Я был изумлен и обрадован, услышав его слова.

— Читая этот роман, — продолжал Гёте, — все время испытываешь то растроганность, то восхищение, потом снова от восхищения переходишь к растроганности, и так до самого конца тебя волнуют большие чувства, им вызванные. Думается, лучше нельзя было написать роман. Только в нем нам по-настоящему открылся Мандзони, в драмах ему тесно, в них не вмещается вся сложность его внутренней жизни. Я теперь же хочу прочитать один из лучших романов Вальтера Скотта, скорей всего это будет «Веверлей», о котором я понятия не имею, тогда мне станет понятно, насколько Мандзони выдерживает сравнение с великим английским писателем. Духовная культура Мандзони в данном случае стоит на такой высоте, что вряд ли кто может поспорить с ним; она радует нас, как созревший плод. А ясность в воссоздании деталей сходствует разве что с ясностью итальянского неба.

— Не замечаете ли вы у него известной сентиментальности? — спросил я.

— Ни малейшей, — отвечал Гёте. — Он глубоко чувствует, но в его писаниях нет и следа чувствительности; все положения своих героев Мандзони воспринимает мужественно и чисто. Сегодня я ничего больше не скажу, я ведь и первого тома не дочитал, но вскоре вы от меня услышите еще немало.

Суббота, 21 июля 1827 г.

Сегодня вечером, войдя в комнату Гёте, я застал его за чтением романа Мандзони.

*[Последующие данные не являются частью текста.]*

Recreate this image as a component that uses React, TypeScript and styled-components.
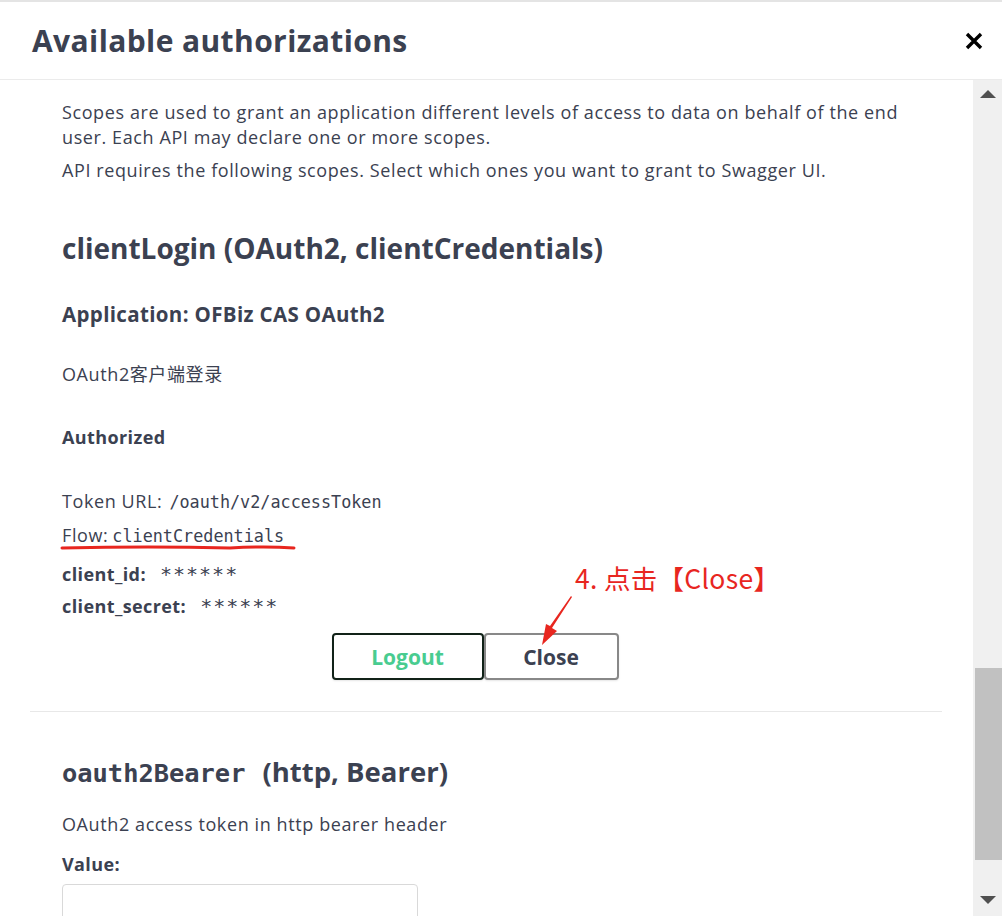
import React from "react";
import styled, { createGlobalStyle } from "styled-components";

const Global = createGlobalStyle`
  html, body { margin: 0; padding: 0; background: #fff; }
  body { font-family: "Open Sans", "Noto Sans CJK SC", sans-serif; color: #3b4151; }
  * { box-sizing: border-box; }
`;

const Modal = styled.div`
  position: relative;
  width: 1002px;
  height: 916px;
  display: flex;
  flex-direction: column;
  overflow: hidden;
  background: #fff;
`;

const Header = styled.div`
  height: 80px;
  flex: none;
  display: flex;
  align-items: center;
  justify-content: space-between;
  padding: 0 18px 0 32px;
  border-top: 2px solid #e4e4e4;
  border-bottom: 1px solid #ebebeb;
`;

const Title = styled.h3`
  margin: 0;
  font-size: 30px;
  letter-spacing: 0.4px;
  font-weight: 700;
  color: #3b4151;
`;

const CloseIcon = styled.button`
  border: 0;
  background: none;
  padding: 0;
  width: 20px;
  height: 20px;
  display: flex;
  align-items: center;
  justify-content: center;
`;

const Body = styled.div`
  flex: 1;
  display: flex;
  min-height: 0;
`;

const Content = styled.div`
  flex: 1;
  padding: 20px 31px 0 30px;
  overflow: hidden;
`;

const Section = styled.div<{ $last?: boolean }>`
  padding: 0 32px ${(p) => (p.$last ? "0" : "31px")};
  border-bottom: ${(p) => (p.$last ? "none" : "1px solid #e8e8e8")};
`;

const Text = styled.p<{ $mt?: number; $bold?: boolean }>`
  margin: ${(p) => p.$mt ?? 0}px 0 0;
  font-size: 18px;
  letter-spacing: ${(p) => (p.$bold ? "0.4px" : "0.6px")};
  line-height: 25px;
  font-weight: ${(p) => (p.$bold ? 700 : 400)};
`;

const Heading = styled.h4<{ $mt: number }>`
  margin: ${(p) => p.$mt}px 0 0;
  font-size: 28px;
  line-height: 36px;
  font-weight: 700;
`;

const SubHeading = styled.h5`
  margin: 34px 0 0;
  font-size: 20.5px;
  letter-spacing: 0.35px;
  line-height: 28px;
  font-weight: 700;
`;

const Code = styled.code<{ $gap?: number }>`
  font-family: "DejaVu Sans Mono", monospace;
  font-size: 16.8px;
  letter-spacing: 0;
  margin-left: ${(p) => p.$gap ?? 7}px;
`;

const Stars = styled.span`
  font-family: "DejaVu Sans Mono", monospace;
  font-size: 20px;
  font-weight: 400;
  margin-left: 14px;
  letter-spacing: 1px;
`;

const Buttons = styled.div`
  margin-top: 14px;
  display: flex;
  justify-content: center;
  padding-right: 22px;
`;

const Btn = styled.button<{ $primary?: boolean }>`
  height: 47px;
  width: ${(p) => (p.$primary ? "152px" : "135px")};
  border: 2px solid ${(p) => (p.$primary ? "#112218" : "#888")};
  border-radius: 4px;
  background: #fff;
  font-family: "Open Sans", sans-serif;
  font-size: 21px;
  font-weight: 700;
  color: ${(p) => (p.$primary ? "#49cc90" : "#3b4151")};
  box-shadow: 0 1px 2px rgba(0, 0, 0, 0.1);
`;

const BearerTitle = styled.h4`
  margin: 43px 0 0;
  font-size: 27.5px;
  line-height: 34px;
  font-weight: 700;
  display: flex;
  align-items: baseline;
  gap: 17px;
`;

const Mono = styled.span`
  font-family: "DejaVu Sans Mono", monospace;
  font-size: 25.4px;
`;

const Input = styled.input`
  display: block;
  margin-top: 7px;
  width: 356px;
  height: 44px;
  border: 1px solid #d9d9d9;
  border-radius: 4px;
`;

const Scrollbar = styled.div`
  width: 29px;
  flex: none;
  background: #f0f0f0;
  display: flex;
  flex-direction: column;
  align-items: center;
  padding: 10px 0 12px;
`;

const Arrow = styled.div<{ $down?: boolean }>`
  width: 0;
  height: 0;
  border-left: 8px solid transparent;
  border-right: 8px solid transparent;
  ${(p) =>
    p.$down ? "border-top: 8px solid #505050;" : "border-bottom: 8px solid #505050;"}
`;

const Track = styled.div`
  flex: 1;
  width: 100%;
  padding: 570px 0 36px 2px;
  display: flex;
`;

const Thumb = styled.div`
  flex: 1;
  background: #c1c1c1;
`;

const Annotation = styled.div`
  position: absolute;
  left: 575px;
  top: 561px;
  color: #e8261f;
  font-family: "Noto Sans CJK SC", sans-serif;
  font-size: 26.5px;
  letter-spacing: 0.3px;
  line-height: 34px;
`;

const Overlay = styled.svg`
  position: absolute;
  left: 0;
  top: 0;
  pointer-events: none;
`;

export default function App() {
  return (
    <Modal>
      <Global />
      <Header>
        <Title>Available authorizations</Title>
        <CloseIcon aria-label="close">
          <svg width="18" height="18" viewBox="0 0 18 18">
            <path d="M2 2 L16 16 M16 2 L2 16" stroke="#000" strokeWidth="3.4" />
          </svg>
        </CloseIcon>
      </Header>
      <Body>
        <Content>
          <Section>
            <Text>
              Scopes are used to grant an application different levels of access to data on behalf of the end
              user. Each API may declare one or more scopes.
            </Text>
            <Text $mt={8}>API requires the following scopes. Select which ones you want to grant to Swagger UI.</Text>
            <Heading $mt={47}>clientLogin (OAuth2, clientCredentials)</Heading>
            <SubHeading>Application: OFBiz CAS OAuth2</SubHeading>
            <Text $mt={34}>OAuth2客户端登录</Text>
            <Text $mt={38} $bold>Authorized</Text>
            <Text $mt={39}>
              Token URL:<Code>/oauth/v2/accessToken</Code>
            </Text>
            <Text $mt={8}>
              Flow:<Code $gap={4}>clientCredentials</Code>
            </Text>
            <Text $mt={13} $bold>
              client_id:<Stars>******</Stars>
            </Text>
            <Text $mt={7} $bold>
              client_secret:<Stars>******</Stars>
            </Text>
            <Buttons>
              <Btn $primary>Logout</Btn>
              <Btn>Close</Btn>
            </Buttons>
          </Section>
          <Section $last>
            <BearerTitle>
              <Mono>oauth2Bearer</Mono>
              <span>(http, Bearer)</span>
            </BearerTitle>
            <Text $mt={22}>OAuth2 access token in http bearer header</Text>
            <Text $mt={15} $bold>Value:</Text>
            <Input />
          </Section>
        </Content>
        <Scrollbar>
          <Arrow />
          <Track>
            <Thumb />
          </Track>
          <Arrow $down />
        </Scrollbar>
      </Body>
      <Annotation>4. 点击【Close】</Annotation>
      <Overlay width="1002" height="916" viewBox="0 0 1002 916">
        <path d="M62 548 Q150 546 230 548 Q265 546 294 548" stroke="#e8261f" strokeWidth="3" fill="none" strokeLinecap="round" />
        <path d="M572 597 L552 628 L557 631 L542 645 L546 624 L550 626 L571 596 Z" fill="#e8261f" />
      </Overlay>
    </Modal>
  );
}
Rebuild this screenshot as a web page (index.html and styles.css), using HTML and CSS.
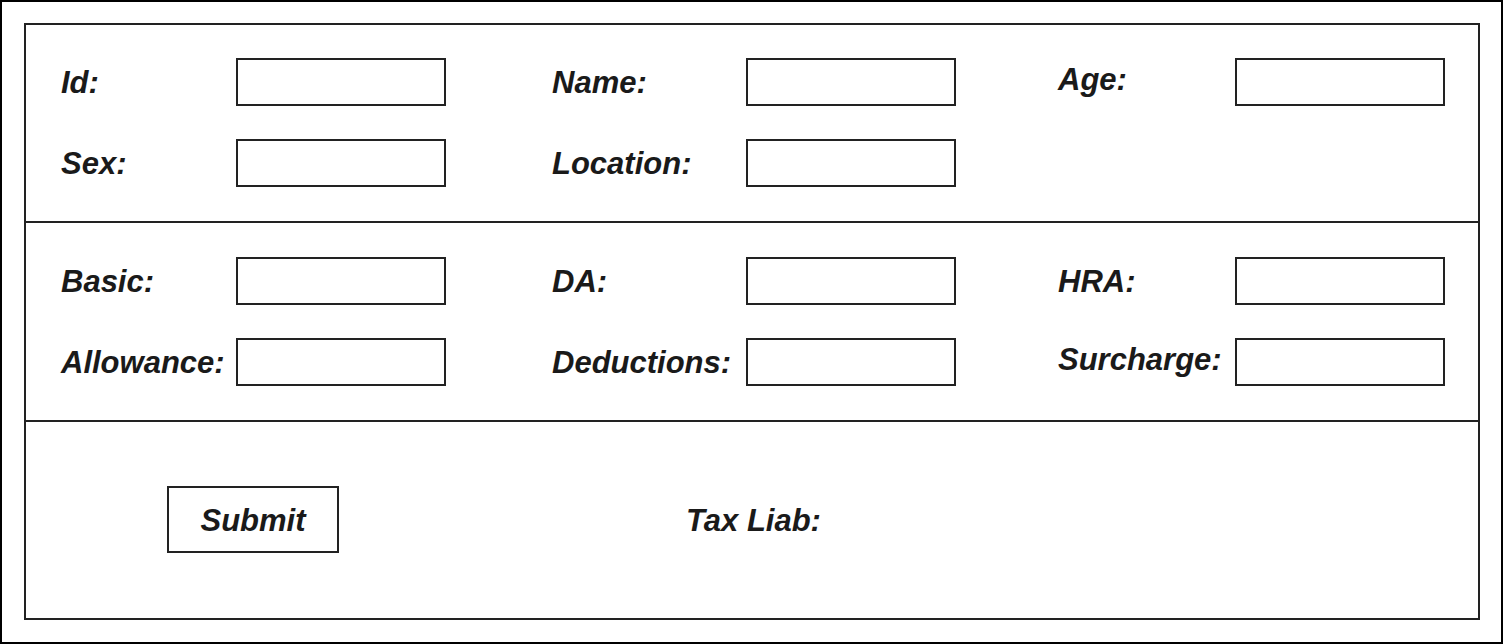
FILE: index.html
```html
<!DOCTYPE html>
<html>
<head>
<meta charset="utf-8">
<link rel="stylesheet" href="styles.css">
</head>
<body>
<div class="frame">
  <div class="form">
    <section class="sec sec-top">
      <div class="row">
        <div class="field c1"><span class="lbl">Id:</span><span class="box"></span></div>
        <div class="field c2"><span class="lbl">Name:</span><span class="box"></span></div>
        <div class="field c3"><span class="lbl lbl-up">Age:</span><span class="box"></span></div>
      </div>
      <div class="row">
        <div class="field c1"><span class="lbl">Sex:</span><span class="box"></span></div>
        <div class="field c2"><span class="lbl">Location:</span><span class="box"></span></div>
      </div>
    </section>
    <section class="sec sec-mid">
      <div class="row">
        <div class="field c1"><span class="lbl">Basic:</span><span class="box"></span></div>
        <div class="field c2"><span class="lbl">DA:</span><span class="box"></span></div>
        <div class="field c3"><span class="lbl">HRA:</span><span class="box"></span></div>
      </div>
      <div class="row">
        <div class="field c1"><span class="lbl">Allowance:</span><span class="box"></span></div>
        <div class="field c2"><span class="lbl">Deductions:</span><span class="box"></span></div>
        <div class="field c3"><span class="lbl lbl-up">Surcharge:</span><span class="box"></span></div>
      </div>
    </section>
    <section class="sec sec-bot">
      <div class="btn">Submit</div>
      <span class="lbl tax">Tax Liab:</span>
    </section>
  </div>
</div>
</body>
</html>
```

FILE: styles.css
```css
html, body {
  margin: 0;
  padding: 0;
  background: #fff;
}
body {
  font-family: "Liberation Sans", Arial, sans-serif;
  color: #1a1a1a;
}
.frame {
  box-sizing: border-box;
  width: 1503px;
  height: 644px;
  border: 2px solid #000;
  padding: 21px 22px 0 22px;
}
.form {
  box-sizing: border-box;
  width: 1456px;
  height: 597px;
  border: 2px solid #222;
  display: flex;
  flex-direction: column;
}
.sec {
  box-sizing: border-box;
}
.sec-top {
  height: 196px;
  padding: 33px 0 0 35px;
}
.sec-mid {
  height: 199px;
  border-top: 2px solid #222;
  padding: 34px 0 0 35px;
}
.sec-bot {
  flex: 1;
  border-top: 2px solid #222;
  padding: 64px 0 0 141px;
  display: flex;
  align-items: flex-start;
}
.row {
  display: flex;
  height: 48px;
  margin-bottom: 33px;
}
.field {
  display: flex;
  align-items: center;
}
.c1 { margin-right: 106px; }
.c1 .lbl { width: 175px; }
.c2 { margin-right: 102px; }
.c2 .lbl { width: 194px; }
.c3 .lbl { width: 177px; }
.lbl {
  font-weight: bold;
  font-style: italic;
  font-size: 31px;
  line-height: 36px;
  white-space: nowrap;
  position: relative;
  top: 1px;
}
.lbl-up {
  top: -2px;
}
.box {
  box-sizing: border-box;
  width: 210px;
  height: 48px;
  border: 2px solid #222;
  background: #fff;
}
.btn {
  box-sizing: border-box;
  width: 172px;
  height: 67px;
  border: 2px solid #222;
  display: flex;
  align-items: center;
  justify-content: center;
  font-weight: bold;
  font-style: italic;
  font-size: 31px;
  padding-top: 2px;
}
.tax {
  margin-left: 347px;
  margin-top: 16px;
}
```
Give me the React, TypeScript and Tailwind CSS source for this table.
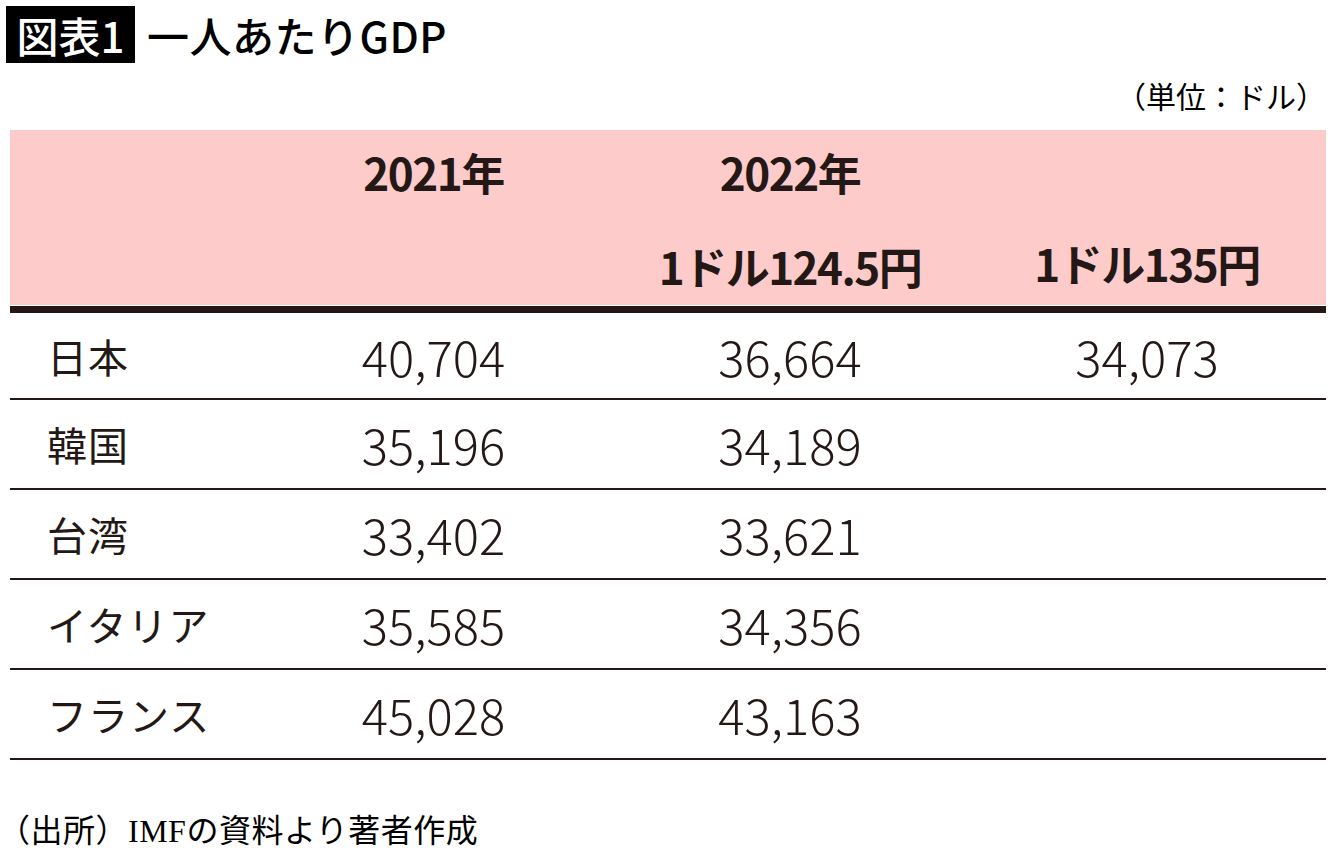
import React from "react";

const sans = "font-['Noto_Sans_CJK_JP','Noto_Sans',sans-serif]";

const rows = [
  { name: "日本", y2021: "40,704", y2022: "36,664", y135: "34,073" },
  { name: "韓国", y2021: "35,196", y2022: "34,189", y135: "" },
  { name: "台湾", y2021: "33,402", y2022: "33,621", y135: "" },
  { name: "イタリア", y2021: "35,585", y2022: "34,356", y135: "" },
  { name: "フランス", y2021: "45,028", y2022: "43,163", y135: "" },
];

export default function App() {
  return (
    <div className={`w-[1340px] h-[862px] bg-white text-[#231815] ${sans}`}>
      {/* title */}
      <div className="flex items-center pt-[6px] pl-[6px]">
        <div className="bg-black text-white w-[129px] h-[57px] flex items-center justify-center text-[42px] font-medium leading-none">
          図表1
        </div>
        <div className="ml-[12px] text-[42px] font-medium leading-none text-black tracking-[0.5px]">
          一人あたりGDP
        </div>
      </div>

      <div className="flex justify-end pr-[14px] mt-[12px] text-[30px] leading-[40px] text-black">
        （単位：ドル）
      </div>

      {/* table */}
      <div className="ml-[10px] w-[1316px] mt-[15px]">
        <div className="bg-[#fecbcb] h-[175px] grid grid-cols-[245px_357px_356px_358px] font-bold text-[44px] leading-none tracking-[-1.5px]">
          <div />
          <div className="flex justify-center pt-[20px]">2021年</div>
          <div className="flex flex-col items-center pt-[20px] gap-[50px]">
            <span>2022年</span>
            <span>1ドル124.5円</span>
          </div>
          <div className="flex justify-center items-end pb-[20px]">1ドル135円</div>
        </div>
        <div className="h-[1px] bg-white" />
        <div className="h-[7px] bg-[#231815]" />
        {rows.map((r, i) => (
          <div
            key={r.name}
            className={`grid grid-cols-[245px_357px_356px_358px] items-center border-b-2 border-[#231815] ${
              i === 0 ? "h-[87px]" : "h-[90px]"
            } text-[49px] font-light`}
          >
            <div className="pl-[37px] text-[40px] font-normal tracking-[1px]">{r.name}</div>
            <div className="text-center">{r.y2021}</div>
            <div className="text-center">{r.y2022}</div>
            <div className="text-center">{r.y135}</div>
          </div>
        ))}
      </div>

      <div className="mt-[55px] -ml-[2px] text-[32px] leading-none text-black tracking-[0.5px] font-['Liberation_Serif','Noto_Sans_CJK_JP',serif]">
        （出所）IMFの資料より著者作成
      </div>
    </div>
  );
}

— Я читаю уже третий том, — сказал он, отодвигая книгу в сторону, — при этом у меня возникает множество новых мыслей. Вы помните, Аристотель говорил, что трагедия хороша, если она пробуждает страх. Но это относится не только к трагедии, а и к произведениям другого жанра. Вы ощущаете страх, читая моих «Бога и баядеру» более того: во многих хороших комедиях, когда осложняется интрига, даже в «Семи девушках в мундирах» ибо мы не знаем заранее, чем обернется шутка для прелестных малюток. Природа этого страха двоякая: либо боязнь, либо тревога. Тревогу мы испытываем, сознавая, что беда морального порядка надвигается и угрожает действующим лицам, как, например, в «Избирательном сродстве». Боязнь же охватывает читателя или зрителя, когда действующие лица вот-вот подвергнутся физической опасности, как в «Галерных рабах» или в «Вольном стрелке», где сцена в волчьем ущелье вызывает уже не только боязнь, но полную душевную опустошенность во всех, кто ее смотрит.

Мандзони на редкость удачно использует боязнь; он как бы растворяет ее в растроганности и через растроганность подводит своего читателя к восхищению. Боязнь — чувство, которое определяется содержанием, его ни один читатель не избегнет, тогда как восхищение обычно бывает порождено сознанием, что автор отлично справляется с любой ситуацией, но это сознание одаряет радостью только знатока. Что вы скажете о такого рода эстетике? Будь я помоложе, я бы что-нибудь написал, исходя из этой теории, но, разумеется, менее объемистое, чем роман Мандзони.